Thanks for the Great Tips Some times you need to step back and take a look at what your doing.

I have book marked your page so I can come bact often.

I didn’t know that Amazon was the first site to do that with customer reviews, but its a great point because I know many people like to read those before committing to a purchase. Anything you can do to increase customer confidence is a great idea.

@Wynne … meaning multivariate testing, and I think he’s right. It will take a lot clicks if you starting getting into 4+ plus pieces of content to swap. So if you don’t have huge traffic and the ability to just let it run for a while … it will take a long time to get a winner before it’s statistically relevant. A/B I think is a good start … or even A, B, C, D. If you have 3 pieces of content to swap out in a multivariate test … that’s 9 different total pages you are testing!

So you can see how it will make for a long test.

Thanks for your notes … or is that the info he said would be online? The link to get the presentation seems to push me to buy courses, but I can’t find the presentation he did yesterday. I was in attendance and specifically skipped the notes when he said not to bother taking them. Very impressive presentation, it was exactly what I was looking for.

I very well might be brain dead, maybe someone has the link to the PPT directly? I did create an account … feeling kinda dumb right now! :P

Virginia Nussey

Hi skattabrain, what you see on this page are my notes from Bryan’s presenttion. It’s always my pleasure to provide session notes in the form of liveblogging. :) I just tried to get to the presentation from the link he provided so I could see if I could figure out how to get there, but I’m also having no luck… Sorry I couldn’t be of more help.

Glad to see it’s not jsut me! Thanks Virginia!

Too bad too, I just got an email from SES pointing to all the presentations, but Bryan’s is missing from the list.

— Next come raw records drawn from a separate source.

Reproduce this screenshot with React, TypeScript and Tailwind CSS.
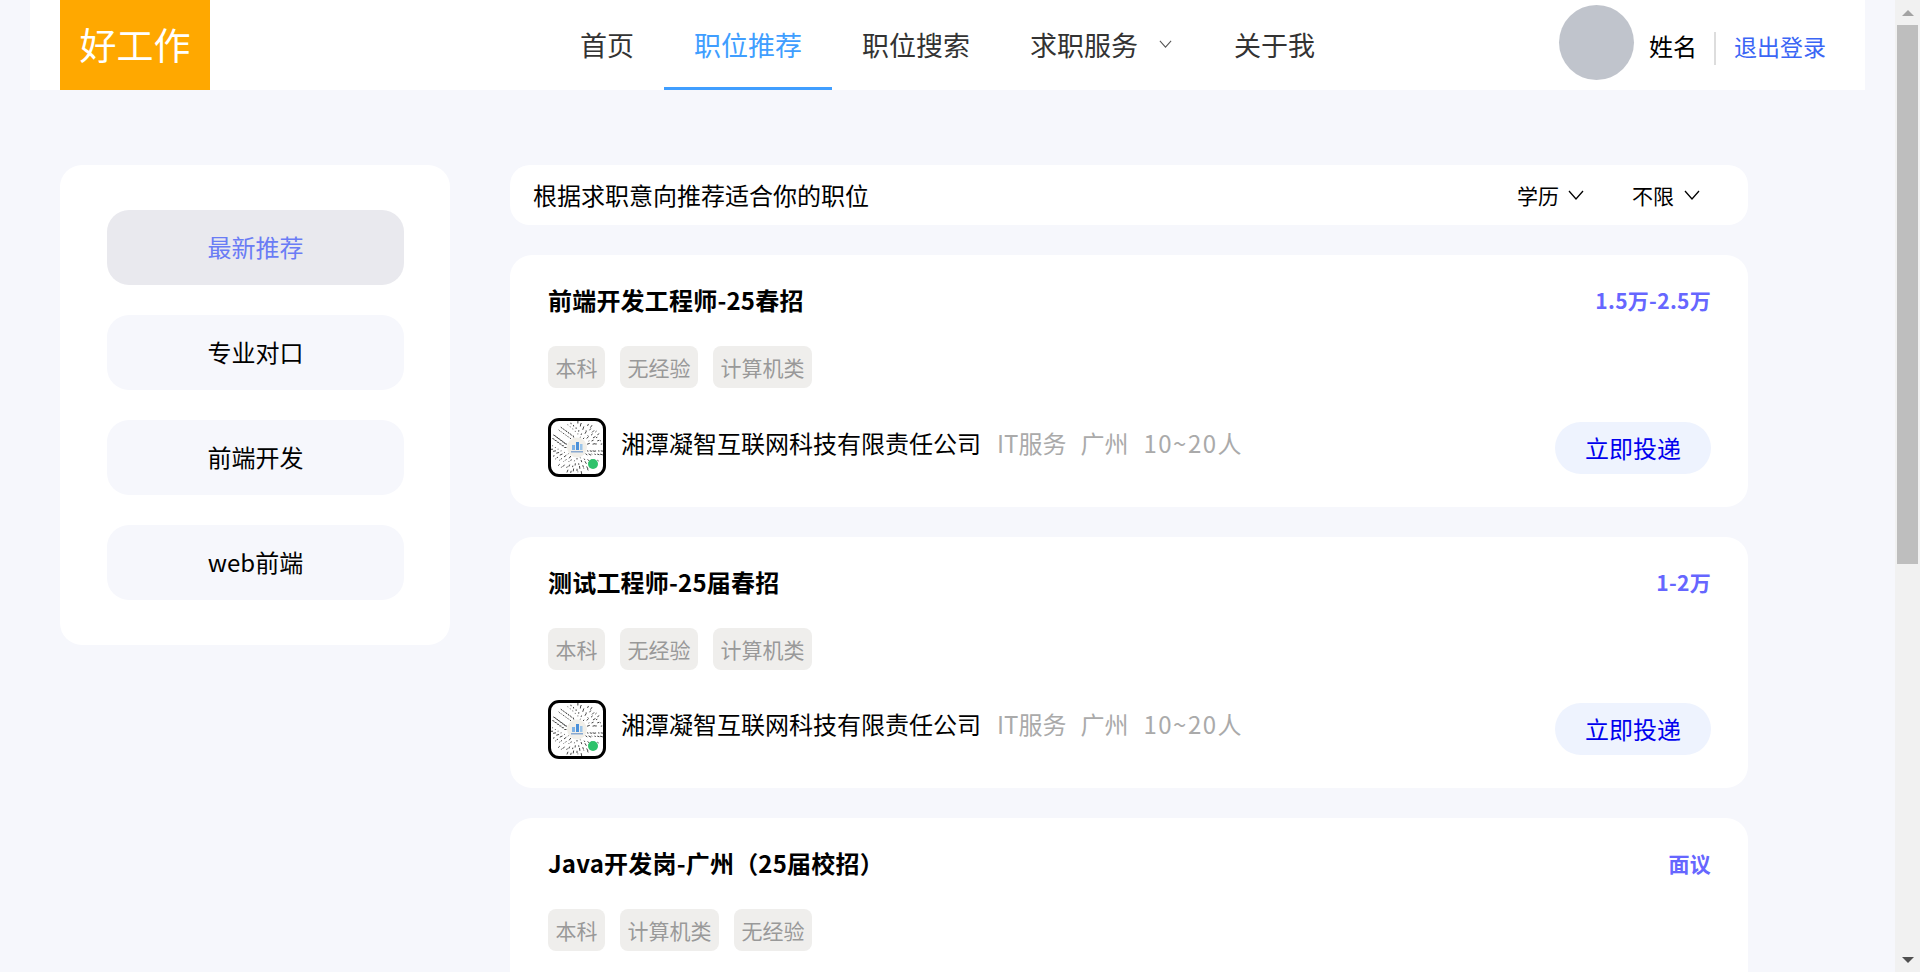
import React from 'react';

const font = { fontFamily: '"Noto Sans CJK SC", "Noto Sans", sans-serif' };

const jobs = [
  { title: '前端开发工程师-25春招', salary: '1.5万-2.5万', tags: ['本科', '无经验', '计算机类'] },
  { title: '测试工程师-25届春招', salary: '1-2万', tags: ['本科', '无经验', '计算机类'] },
  { title: 'Java开发岗-广州（25届校招）', salary: '面议', tags: ['本科', '计算机类', '无经验'] },
];

const sideItems = ['最新推荐', '专业对口', '前端开发', 'web前端'];

const Chevron: React.FC<{ className?: string }> = ({ className }) => (
  <svg viewBox="0 0 16 10" className={className} fill="none" stroke="currentColor" strokeWidth="1.3">
    <polyline points="1,1 8,9 15,1" />
  </svg>
);

// small mini-program style code, drawn with rings of dashes
const MiniCode: React.FC = () => {
  const marks: React.ReactNode[] = [];
  for (let ring = 0; ring < 6; ring++) {
    const r = 10.5 + ring * 2.7;
    const count = 20 + ring * 5;
    for (let i = 0; i < count; i++) {
      if ((i * 7 + ring * 3) % 3 === 0) continue;
      const a = (i / count) * Math.PI * 2;
      const len = 0.8 + ((i * 13 + ring) % 4) * 0.7;
      marks.push(
        <line
          key={`${ring}-${i}`}
          x1={26 + Math.cos(a) * r}
          y1={26.5 + Math.sin(a) * r}
          x2={26 + Math.cos(a) * (r + len)}
          y2={26.5 + Math.sin(a) * (r + len)}
          stroke="#444"
          strokeWidth="1"
        />
      );
    }
  }
  return (
    <div className="w-[58px] h-[59px] border-[3px] border-black rounded-[11px] bg-white overflow-hidden shrink-0">
      <svg viewBox="0 0 52 53" className="w-full h-full">
        {marks}
        <circle cx="26" cy="26.5" r="10" fill="#f1efe9" />
        <rect x="21" y="24" width="3" height="5" fill="#7fb2e5" />
        <rect x="25" y="21" width="3" height="8" fill="#4a90d9" />
        <rect x="29" y="23" width="2.5" height="6" fill="#9cc5ea" />
        <rect x="20" y="30" width="12" height="1.5" fill="#8aa9d0" />
        <circle cx="42" cy="43" r="5" fill="#2fc26b" />
      </svg>
    </div>
  );
};

const JobCard: React.FC<{ job: (typeof jobs)[number] }> = ({ job }) => (
  <div className="h-[251.5px] shrink-0 bg-white rounded-[22px] pl-[38px] pr-[37px] pt-[29px]">
    <div className="flex justify-between items-center h-[32px]">
      <h3 className="text-[24px] leading-[32px] font-bold text-black tracking-[0.2px]">{job.title}</h3>
      <span className="text-[21px] leading-[32px] font-bold text-[#6666ff] tracking-[0.3px]">{job.salary}</span>
    </div>
    <div className="flex gap-[15px] mt-[30px]">
      {job.tags.map((t) => (
        <span key={t} className="h-[42px] px-[7.5px] rounded-lg bg-[#efeeec] text-[#999] text-[21px] leading-[42px]">
          {t}
        </span>
      ))}
    </div>
    <div className="flex items-center mt-[30px]">
      <MiniCode />
      <div className="flex items-center gap-[15px] ml-[15px] text-[24px] leading-[32px] -translate-y-[5px]">
        <span className="text-black mr-[1px]">湘潭凝智互联网科技有限责任公司</span>
        <span className="text-[#aaa] -mr-[1px]">IT服务</span>
        <span className="text-[#aaa]">广州</span>
        <span className="text-[#aaa] tracking-[1.5px]">10~20人</span>
      </div>
      <button className="ml-auto w-[156px] h-[52px] rounded-[26px] bg-[#eef3fe] text-[#0000ee] text-[24px]">立即投递</button>
    </div>
  </div>
);

const App: React.FC = () => {
  return (
    <div className="flex h-[972px] overflow-hidden bg-[#f6f7fc]" style={font}>
      <div className="flex-1 min-w-0">
        {/* Header */}
        <header className="mx-[30px] h-[90px] bg-white flex pl-[30px] pr-[39px]">
          <div className="w-[150px] h-[90px] bg-[#ffa800] text-white text-[37px] leading-[88px] text-center">好工作</div>
          <nav className="flex ml-[340px] text-[27px] text-[#333]">
            <a className="px-[30px] leading-[90px]">首页</a>
            <a className="px-[30px] leading-[90px] text-[#409eff] border-b-[3px] border-[#409eff]">职位推荐</a>
            <a className="px-[30px] leading-[90px]">职位搜索</a>
            <a className="pl-[30px] pr-[30px] leading-[90px] flex items-center">
              求职服务
              <Chevron className="w-[13px] h-[8px] ml-[21px] -mt-[2px] text-[#555]" />
            </a>
            <a className="px-[30px] ml-[2px] leading-[90px]">关于我</a>
          </nav>
          <div className="ml-auto flex items-center">
            <div className="w-[75px] h-[75px] rounded-full bg-[#c0c4cc] mt-[-5px]" />
            <span className="ml-[15px] text-[24px] leading-[32px] text-black mt-[2px]">姓名</span>
            <span className="ml-[17px] w-[2px] h-[33px] bg-[#dddddd] mt-[7px]" />
            <a className="ml-[18px] text-[23px] leading-[32px] text-[#3b66f5] mt-[1px]">退出登录</a>
          </div>
        </header>

        {/* Body */}
        <div className="flex items-start gap-[60px] pl-[60px] pt-[75px]">
          <aside className="w-[390px] shrink-0 bg-white rounded-[22px] pl-[47px] pr-[46px] py-[45px] flex flex-col gap-[30px]">
            {sideItems.map((item, i) => (
              <div
                key={item}
                className={
                  i === 0
                    ? 'h-[75px] rounded-[22px] bg-[#e9e9ee] text-[#6a7cf5] text-[24px] leading-[74px] text-center'
                    : 'h-[75px] rounded-[22px] bg-[#f6f7fc] text-black text-[24px] leading-[74px] text-center'
                }
              >
                {item}
              </div>
            ))}
          </aside>

          <main className="w-[1238px] shrink-0 flex flex-col gap-[30px]">
            <div className="h-[60px] bg-white rounded-[20px] flex items-center pl-[23px] pr-[48px]">
              <span className="text-[24px] leading-[32px] text-black">根据求职意向推荐适合你的职位</span>
              <div className="ml-auto flex items-center text-[21px] leading-[32px] text-black">
                <span>学历</span>
                <Chevron className="w-[16px] h-[10px] ml-[9px]" />
                <span className="ml-[48px]">不限</span>
                <Chevron className="w-[16px] h-[10px] ml-[10px]" />
              </div>
            </div>
            {jobs.map((job) => (
              <JobCard key={job.title} job={job} />
            ))}
          </main>
        </div>
      </div>

      {/* Scrollbar */}
      <div className="w-[25px] shrink-0 bg-[#f1f1f1] flex flex-col items-center">
        <div className="h-[25px] flex items-center justify-center">
          <div className="w-0 h-0 border-x-[6px] border-x-transparent border-b-[6px] border-b-[#a3a3a3]" />
        </div>
        <div className="w-[21px] h-[539px] bg-[#bebebe]" />
        <div className="mt-auto h-[25px] flex items-center justify-center">
          <div className="w-0 h-0 border-x-[6px] border-x-transparent border-t-[6px] border-t-[#505050]" />
        </div>
      </div>
    </div>
  );
};

export default App;
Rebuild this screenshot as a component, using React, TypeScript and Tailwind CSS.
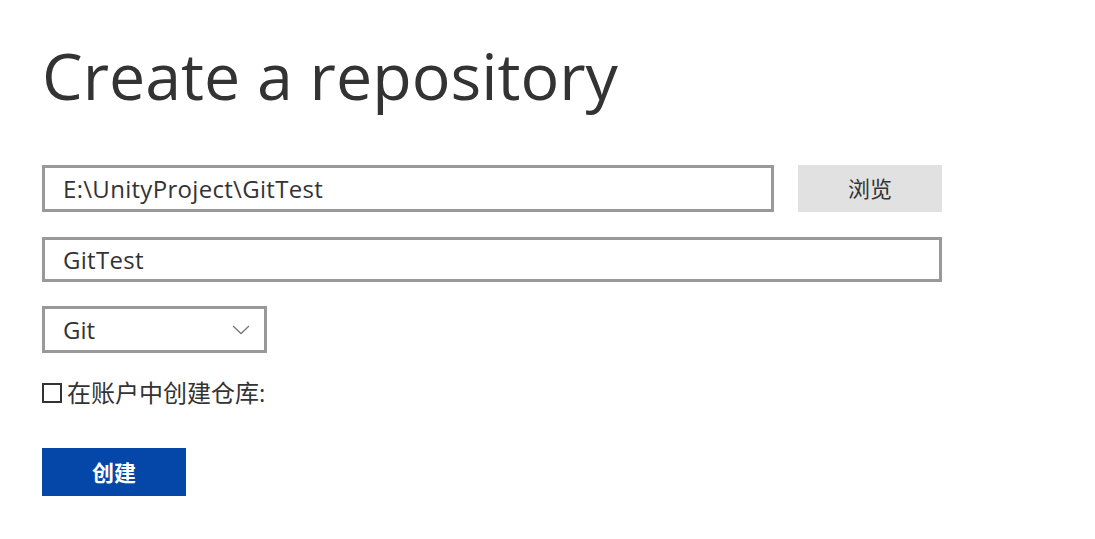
import React from "react";

export default function App() {
  const font = { fontFamily: '"Open Sans", "Noto Sans CJK SC", sans-serif' };
  return (
    <div className="w-[1095px] h-[539px] bg-white text-[#333333]" style={font}>
      <div className="pl-[42px] pt-[27px]">
        <h1 className="text-[64.5px] leading-[96px] font-normal">Create a repository</h1>
        <div className="mt-[42px] flex items-center gap-[24px]">
          <div className="w-[732px] h-[47px] border-[3px] border-[#999999] flex items-center pl-[18px] text-[24px] tracking-[0.3px]">
            E:\UnityProject\GitTest
          </div>
          <button className="w-[144px] h-[47px] bg-[#e1e1e1] text-[22px] flex items-center justify-center">浏览</button>
        </div>
        <div className="mt-[25px] w-[900px] h-[45px] border-[3px] border-[#999999] flex items-center pl-[18px] text-[24px] tracking-[0.3px]">
          GitTest
        </div>
        <div className="mt-[24px] w-[225px] h-[47px] border-[3px] border-[#999999] flex items-center justify-between pl-[18px] pr-[14px] text-[24px]">
          <span>Git</span>
          <svg width="18" height="10" viewBox="0 0 18 10" fill="none">
            <path d="M1 1 L9 8.5 L17 1" stroke="#777" strokeWidth="1.3" />
          </svg>
        </div>
        <div className="mt-[24px] flex items-center gap-[5px] text-[24px] leading-[32px]">
          <div className="w-[20px] h-[20px] border-2 border-[#333333]" />
          <span>在账户中创建仓库:</span>
        </div>
        <button className="mt-[39px] w-[144px] h-[48px] bg-[#0447a8] text-white text-[22px] font-bold flex items-center justify-center">
          创建
        </button>
      </div>
    </div>
  );
}
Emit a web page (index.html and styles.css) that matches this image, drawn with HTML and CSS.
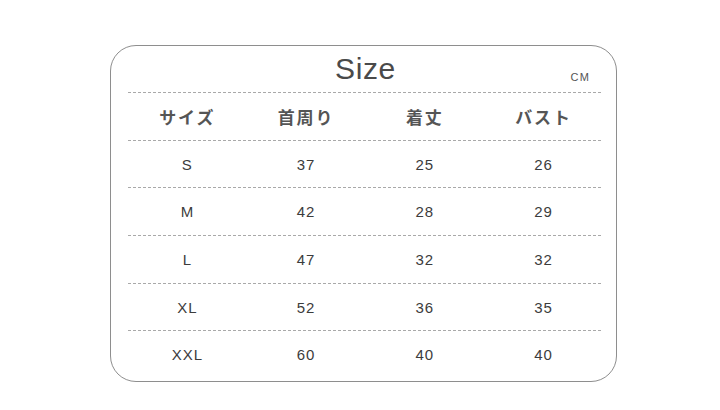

I guess that’s a lost conversion. :(


@skattabrain, click the bit.ly short link at the top of the post. It takes to you his video presentation – which is pretty much identical to his SES presentation.

A lot of info there. Point 7 was unclear to me – don’t slice and dice? Do you mean not split testing variations of the same page?


Thanks for the reminder that I need to prioritize. With a never ending and always expanding list prioritize is the perfect solution. And more importantly to prioritize by what is going to have the greatest impact first.

Thanks again for the good write up and pointers.